Seattle-based tech nonprofit organization Scholar Fund (SF) managed the application process. According to SF’s analysis of the applications, a majority of households who received funding (61.1%) experienced a death, hospitalization, or long-term health impact or crisis related to the COVID-19 pandemic. A vast majority of awardees (92.4%) experienced some form of recent housing instability, including the inability to pay rent/mortgage and/or having to move out of their home. Also 82.7% of all applicants reported a lost a job or loss of income as a result of the COVID-19 crisis.

The SRF’s design and implementation by both City departments was rooted in collaborative innovation with the community. SRF integrated feedback and ideas from dozens of community-based organizations throughout all phases of the project, including determining eligibility, formulating the application, and launching the outreach and engagement campaign.
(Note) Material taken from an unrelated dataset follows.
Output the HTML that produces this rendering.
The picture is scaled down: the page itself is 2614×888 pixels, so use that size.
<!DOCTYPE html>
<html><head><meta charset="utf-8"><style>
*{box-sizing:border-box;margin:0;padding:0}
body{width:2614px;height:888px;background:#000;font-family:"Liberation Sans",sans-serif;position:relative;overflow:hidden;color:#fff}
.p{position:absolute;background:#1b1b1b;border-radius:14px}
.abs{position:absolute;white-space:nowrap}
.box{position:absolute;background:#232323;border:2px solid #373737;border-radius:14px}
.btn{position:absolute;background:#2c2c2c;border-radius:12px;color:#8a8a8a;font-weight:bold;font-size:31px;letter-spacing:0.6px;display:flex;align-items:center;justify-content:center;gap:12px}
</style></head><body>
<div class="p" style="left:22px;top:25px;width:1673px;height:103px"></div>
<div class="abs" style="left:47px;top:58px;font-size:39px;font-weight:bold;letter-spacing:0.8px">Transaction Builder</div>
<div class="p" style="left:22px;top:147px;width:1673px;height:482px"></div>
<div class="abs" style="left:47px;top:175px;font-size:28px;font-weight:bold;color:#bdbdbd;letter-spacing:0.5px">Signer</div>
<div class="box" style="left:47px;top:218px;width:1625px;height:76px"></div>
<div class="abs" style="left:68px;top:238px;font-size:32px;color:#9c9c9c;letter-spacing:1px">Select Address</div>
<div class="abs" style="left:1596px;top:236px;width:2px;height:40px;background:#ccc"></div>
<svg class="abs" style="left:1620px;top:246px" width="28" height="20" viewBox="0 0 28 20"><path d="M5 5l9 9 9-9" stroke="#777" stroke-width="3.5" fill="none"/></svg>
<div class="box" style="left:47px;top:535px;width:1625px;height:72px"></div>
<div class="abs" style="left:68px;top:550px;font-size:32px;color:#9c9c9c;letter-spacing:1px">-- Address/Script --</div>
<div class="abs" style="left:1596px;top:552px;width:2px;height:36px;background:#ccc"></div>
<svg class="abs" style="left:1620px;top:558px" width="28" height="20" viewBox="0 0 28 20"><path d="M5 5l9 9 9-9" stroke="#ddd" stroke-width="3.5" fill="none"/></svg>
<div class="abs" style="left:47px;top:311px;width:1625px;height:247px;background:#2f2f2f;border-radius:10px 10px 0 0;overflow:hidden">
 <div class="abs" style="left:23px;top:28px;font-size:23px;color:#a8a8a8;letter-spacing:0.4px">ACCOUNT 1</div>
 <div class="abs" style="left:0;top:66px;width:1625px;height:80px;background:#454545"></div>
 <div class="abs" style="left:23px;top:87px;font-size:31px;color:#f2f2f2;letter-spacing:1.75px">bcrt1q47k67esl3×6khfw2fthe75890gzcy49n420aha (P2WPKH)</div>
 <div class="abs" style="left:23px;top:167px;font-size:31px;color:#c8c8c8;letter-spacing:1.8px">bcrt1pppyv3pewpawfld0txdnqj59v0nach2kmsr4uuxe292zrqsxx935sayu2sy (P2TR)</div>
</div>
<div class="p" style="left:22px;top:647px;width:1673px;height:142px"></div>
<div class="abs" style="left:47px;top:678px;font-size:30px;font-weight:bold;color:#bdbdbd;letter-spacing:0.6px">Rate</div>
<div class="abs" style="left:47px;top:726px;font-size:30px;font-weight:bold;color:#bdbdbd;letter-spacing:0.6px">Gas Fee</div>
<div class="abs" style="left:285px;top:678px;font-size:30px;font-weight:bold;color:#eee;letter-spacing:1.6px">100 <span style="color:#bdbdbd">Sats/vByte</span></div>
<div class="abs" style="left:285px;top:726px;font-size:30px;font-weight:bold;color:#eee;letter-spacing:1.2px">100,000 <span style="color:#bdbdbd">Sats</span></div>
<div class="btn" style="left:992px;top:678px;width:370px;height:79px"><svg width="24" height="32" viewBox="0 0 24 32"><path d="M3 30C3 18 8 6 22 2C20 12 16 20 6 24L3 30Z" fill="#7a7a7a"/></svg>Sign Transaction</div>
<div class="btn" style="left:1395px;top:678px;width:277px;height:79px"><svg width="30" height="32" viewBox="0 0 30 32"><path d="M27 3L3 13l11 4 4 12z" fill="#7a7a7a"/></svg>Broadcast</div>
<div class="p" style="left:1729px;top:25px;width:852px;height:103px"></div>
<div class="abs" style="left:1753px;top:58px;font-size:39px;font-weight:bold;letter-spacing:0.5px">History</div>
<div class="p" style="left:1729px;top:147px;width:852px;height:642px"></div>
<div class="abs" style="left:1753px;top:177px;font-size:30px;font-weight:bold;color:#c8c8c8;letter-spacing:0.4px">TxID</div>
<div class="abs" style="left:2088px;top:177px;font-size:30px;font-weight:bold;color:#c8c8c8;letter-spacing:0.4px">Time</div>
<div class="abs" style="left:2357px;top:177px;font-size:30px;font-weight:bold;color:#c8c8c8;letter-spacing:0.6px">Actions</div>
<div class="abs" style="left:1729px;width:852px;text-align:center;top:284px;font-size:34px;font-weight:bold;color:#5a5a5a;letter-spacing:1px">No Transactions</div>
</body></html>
“We were honored to help with the disbursement of money through the Seattle Relief Fund. Through the process, we witnessed first-hand the number of people financial assistance could positively impact,” said Vivian Hua, Executive Director of Northwest Film Forum, a Seattle Relief Fund community organization partner. “The SRF community outreach efforts were innovative, smooth, and offered a replicable model for centering communities that are often difficult to reach.”

“The overwhelming response that we received from our Seattle Relief Fund outreach activities indicates the impact that COVID-19 continues to have on those living in the Seattle area,” said Violet Lavatai, representing APICAT another SRF community partner. “APICAT for Health appreciates having the opportunity to partner with the City of Seattle, Mayor Durkan, HSD, OIRA, Scholar Fund, and the other community organizations involved in this effort to support individuals and families during this holiday season. Our collective effort serves as a reminder of what can be accomplished when we work together.”

“I continued to be so inspired by the commitment and innovation across the city and our communities. Together, we stepped up to launch this important program, reaching applicants in all but two Seattle ZIP codes. It’s such a great feeling to know that families will have a brighter holiday,” said Cuc Vu, Director of OIRA. “Seattle once again shows its leadership as a welcoming city that continues to center the needs of our most vulnerable communities. Big thanks also to Scholar Fund who quickly processed and reviewed the over 63,000 submitted applications. This is government and community collaboration at its best!”

Prior to the Seattle Relief Fund, the city disbursed $5,807,000 in direct cash assistance specifically to low-income immigrants ineligible for federal stimulus payments. These immigrants received financial aid from last year’s Seattle COVID-19 Disaster Relief Fund for Immigrants (SDRF) and were able to apply through a separate recertification process that began August 2021. OIRA again partnered with Scholar Fund, which sent out text and email notifications and even made phone calls to last year’s awardees. Of the original 3,705 who submitted SDRF applications in 2020, 89% were eligible for continued aid. Individuals and households who received payments as part of the 2021 SDRF recertification process were not eligible to apply for the Seattle Relief Fund.

Since the COVID-19 pandemic began, the City of Seattle has worked quickly to launch COVID-19 testing sites, vaccination clinics, and relief programs including rent relief, expanding shelter for people experiencing homelessness, grocery vouchers for working families, and financial assistance to small businesses.